- [Collected data]
>> Start
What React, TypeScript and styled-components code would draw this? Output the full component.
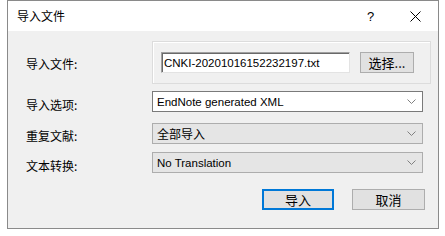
import styled, { createGlobalStyle } from 'styled-components'

const GlobalStyle = createGlobalStyle`
    html, body {
        margin: 0;
        padding: 0;
        background: #ffffff;
    }
    body {
        font-family: "Noto Sans CJK SC", "Liberation Sans", sans-serif;
    }
`

const Page = styled.div`
    padding-left: 7px;
    width: 445px;
    height: 236px;
    box-sizing: border-box;
`

const Window = styled.div`
    width: 432px;
    height: 229px;
    box-sizing: border-box;
    border: 1px solid #8a8a8a;
    display: flex;
    flex-direction: column;
    background: #f0f0f0;
`

const TitleBar = styled.div`
    height: 30px;
    flex: none;
    background: #ffffff;
    display: flex;
    align-items: center;
    padding-left: 9px;
    font-size: 12px;
    color: #000;
`

const TitleText = styled.div`
    flex: 1;
    line-height: 14px;
`

const TitleButton = styled.div`
    width: 45px;
    height: 30px;
    display: flex;
    align-items: center;
    justify-content: center;
    font-family: "Liberation Sans", sans-serif;
    font-size: 13px;
    color: #000;
`

const Body = styled.div`
    flex: 1;
    padding-left: 18px;
    display: flex;
    flex-direction: column;
`

const Row = styled.div<{ $mt: number }>`
    display: flex;
    align-items: flex-start;
    margin-top: ${(p) => p.$mt}px;
`

const Label = styled.div<{ $mt: number }>`
    width: 126px;
    flex: none;
    font-size: 12px;
    line-height: 14px;
    color: #000;
    margin-top: ${(p) => p.$mt}px;
`

const Group = styled.div`
    width: 279px;
    height: 43px;
    box-sizing: border-box;
    border: 1px solid #dcdcdc;
    box-shadow: inset 1px 1px 0 #ffffff;
    display: flex;
    align-items: flex-start;
    padding: 10px 0 0 8px;
    gap: 10px;
`

const TextInput = styled.div`
    width: 189px;
    height: 21px;
    box-sizing: border-box;
    background: #ffffff;
    border-top: 1px solid #a0a0a0;
    border-left: 1px solid #a0a0a0;
    border-right: 1px solid #e3e3e3;
    border-bottom: 1px solid #e3e3e3;
    box-shadow: inset 1px 1px 0 #696969;
    padding-left: 2px;
    display: flex;
    align-items: center;
    font-family: "Liberation Sans", sans-serif;
    font-size: 11.5px;
    color: #000;
`

const Button = styled.div<{ $width: number; $primary?: boolean }>`
    width: ${(p) => p.$width}px;
    height: 21px;
    box-sizing: border-box;
    background: #e1e1e1;
    border: ${(p) => (p.$primary ? '2px solid #0078d7' : '1px solid #adadad')};
    display: flex;
    align-items: center;
    justify-content: center;
    font-size: 13px;
    color: #000;
`

const Combo = styled.div<{ $white?: boolean }>`
    width: 271px;
    height: 21px;
    box-sizing: border-box;
    background: ${(p) => (p.$white ? '#ffffff' : '#e5e5e5')};
    border: 1px solid ${(p) => (p.$white ? '#7a7a7a' : '#adadad')};
    display: flex;
    align-items: center;
    padding: 0 6px 0 4px;
    color: #000;
`

const ComboText = styled.div<{ $latin?: boolean }>`
    flex: 1;
    font-family: ${(p) =>
        p.$latin ? '"Liberation Sans", sans-serif' : '"Noto Sans CJK SC", sans-serif'};
    font-size: ${(p) => (p.$latin ? '11.5px' : '12px')};
`

const Footer = styled.div`
    display: flex;
    justify-content: flex-end;
    gap: 18px;
    padding-right: 13px;
    margin-top: 16px;
`

function Chevron() {
    return (
        <svg width="9" height="6" viewBox="0 0 9 6">
            <path d="M0.5 0.5 L4.5 4.5 L8.5 0.5" fill="none" stroke="#808080" strokeWidth="1" />
        </svg>
    )
}

function CloseIcon() {
    return (
        <svg width="11" height="11" viewBox="0 0 11 11">
            <path d="M0.5 0.5 L10.5 10.5 M10.5 0.5 L0.5 10.5" stroke="#000" strokeWidth="1" />
        </svg>
    )
}

export default function App() {
    return (
        <Page>
            <GlobalStyle />
            <Window>
                <TitleBar>
                    <TitleText>导入文件</TitleText>
                    <TitleButton>?</TitleButton>
                    <TitleButton>
                        <CloseIcon />
                    </TitleButton>
                </TitleBar>
                <Body>
                    <Row $mt={10}>
                        <Label $mt={16}>导入文件:</Label>
                        <Group>
                            <TextInput>CNKI-20201016152232197.txt</TextInput>
                            <Button $width={54}>选择...</Button>
                        </Group>
                    </Row>

                    <Row $mt={7}>
                        <Label $mt={7}>导入选项:</Label>
                        <Combo $white>
                            <ComboText $latin>EndNote generated XML</ComboText>
                            <Chevron />
                        </Combo>
                    </Row>

                    <Row $mt={11}>
                        <Label $mt={6}>重复文献:</Label>
                        <Combo>
                            <ComboText>全部导入</ComboText>
                            <Chevron />
                        </Combo>
                    </Row>

                    <Row $mt={8}>
                        <Label $mt={7}>文本转换:</Label>
                        <Combo>
                            <ComboText $latin>No Translation</ComboText>
                            <Chevron />
                        </Combo>
                    </Row>

                    <Footer>
                        <Button $width={72} $primary>
                            导入
                        </Button>
                        <Button $width={73}>取消</Button>
                    </Footer>
                </Body>
            </Window>
        </Page>
    )
}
>> End
- [Goal] Reproduce the whole listing word for word, setting aside any pictures.

- [Result]
What React, TypeScript and styled-components code would draw this? Output the full component.
import styled, { createGlobalStyle } from 'styled-components'

const GlobalStyle = createGlobalStyle`
    html, body {
        margin: 0;
        padding: 0;
        background: #ffffff;
    }
    body {
        font-family: "Noto Sans CJK SC", "Liberation Sans", sans-serif;
    }
`

const Page = styled.div`
    padding-left: 7px;
    width: 445px;
    height: 236px;
    box-sizing: border-box;
`

const Window = styled.div`
    width: 432px;
    height: 229px;
    box-sizing: border-box;
    border: 1px solid #8a8a8a;
    display: flex;
    flex-direction: column;
    background: #f0f0f0;
`

const TitleBar = styled.div`
    height: 30px;
    flex: none;
    background: #ffffff;
    display: flex;
    align-items: center;
    padding-left: 9px;
    font-size: 12px;
    color: #000;
`

const TitleText = styled.div`
    flex: 1;
    line-height: 14px;
`

const TitleButton = styled.div`
    width: 45px;
    height: 30px;
    display: flex;
    align-items: center;
    justify-content: center;
    font-family: "Liberation Sans", sans-serif;
    font-size: 13px;
    color: #000;
`

const Body = styled.div`
    flex: 1;
    padding-left: 18px;
    display: flex;
    flex-direction: column;
`

const Row = styled.div<{ $mt: number }>`
    display: flex;
    align-items: flex-start;
    margin-top: ${(p) => p.$mt}px;
`

const Label = styled.div<{ $mt: number }>`
    width: 126px;
    flex: none;
    font-size: 12px;
    line-height: 14px;
    color: #000;
    margin-top: ${(p) => p.$mt}px;
`

const Group = styled.div`
    width: 279px;
    height: 43px;
    box-sizing: border-box;
    border: 1px solid #dcdcdc;
    box-shadow: inset 1px 1px 0 #ffffff;
    display: flex;
    align-items: flex-start;
    padding: 10px 0 0 8px;
    gap: 10px;
`

const TextInput = styled.div`
    width: 189px;
    height: 21px;
    box-sizing: border-box;
    background: #ffffff;
    border-top: 1px solid #a0a0a0;
    border-left: 1px solid #a0a0a0;
    border-right: 1px solid #e3e3e3;
    border-bottom: 1px solid #e3e3e3;
    box-shadow: inset 1px 1px 0 #696969;
    padding-left: 2px;
    display: flex;
    align-items: center;
    font-family: "Liberation Sans", sans-serif;
    font-size: 11.5px;
    color: #000;
`

const Button = styled.div<{ $width: number; $primary?: boolean }>`
    width: ${(p) => p.$width}px;
    height: 21px;
    box-sizing: border-box;
    background: #e1e1e1;
    border: ${(p) => (p.$primary ? '2px solid #0078d7' : '1px solid #adadad')};
    display: flex;
    align-items: center;
    justify-content: center;
    font-size: 13px;
    color: #000;
`

const Combo = styled.div<{ $white?: boolean }>`
    width: 271px;
    height: 21px;
    box-sizing: border-box;
    background: ${(p) => (p.$white ? '#ffffff' : '#e5e5e5')};
    border: 1px solid ${(p) => (p.$white ? '#7a7a7a' : '#adadad')};
    display: flex;
    align-items: center;
    padding: 0 6px 0 4px;
    color: #000;
`

const ComboText = styled.div<{ $latin?: boolean }>`
    flex: 1;
    font-family: ${(p) =>
        p.$latin ? '"Liberation Sans", sans-serif' : '"Noto Sans CJK SC", sans-serif'};
    font-size: ${(p) => (p.$latin ? '11.5px' : '12px')};
`

const Footer = styled.div`
    display: flex;
    justify-content: flex-end;
    gap: 18px;
    padding-right: 13px;
    margin-top: 16px;
`

function Chevron() {
    return (
        <svg width="9" height="6" viewBox="0 0 9 6">
            <path d="M0.5 0.5 L4.5 4.5 L8.5 0.5" fill="none" stroke="#808080" strokeWidth="1" />
        </svg>
    )
}

function CloseIcon() {
    return (
        <svg width="11" height="11" viewBox="0 0 11 11">
            <path d="M0.5 0.5 L10.5 10.5 M10.5 0.5 L0.5 10.5" stroke="#000" strokeWidth="1" />
        </svg>
    )
}

export default function App() {
    return (
        <Page>
            <GlobalStyle />
            <Window>
                <TitleBar>
                    <TitleText>导入文件</TitleText>
                    <TitleButton>?</TitleButton>
                    <TitleButton>
                        <CloseIcon />
                    </TitleButton>
                </TitleBar>
                <Body>
                    <Row $mt={10}>
                        <Label $mt={16}>导入文件:</Label>
                        <Group>
                            <TextInput>CNKI-20201016152232197.txt</TextInput>
                            <Button $width={54}>选择...</Button>
                        </Group>
                    </Row>

                    <Row $mt={7}>
                        <Label $mt={7}>导入选项:</Label>
                        <Combo $white>
                            <ComboText $latin>EndNote generated XML</ComboText>
                            <Chevron />
                        </Combo>
                    </Row>

                    <Row $mt={11}>
                        <Label $mt={6}>重复文献:</Label>
                        <Combo>
                            <ComboText>全部导入</ComboText>
                            <Chevron />
                        </Combo>
                    </Row>

                    <Row $mt={8}>
                        <Label $mt={7}>文本转换:</Label>
                        <Combo>
                            <ComboText $latin>No Translation</ComboText>
                            <Chevron />
                        </Combo>
                    </Row>

                    <Footer>
                        <Button $width={72} $primary>
                            导入
                        </Button>
                        <Button $width={73}>取消</Button>
                    </Footer>
                </Body>
            </Window>
        </Page>
    )
}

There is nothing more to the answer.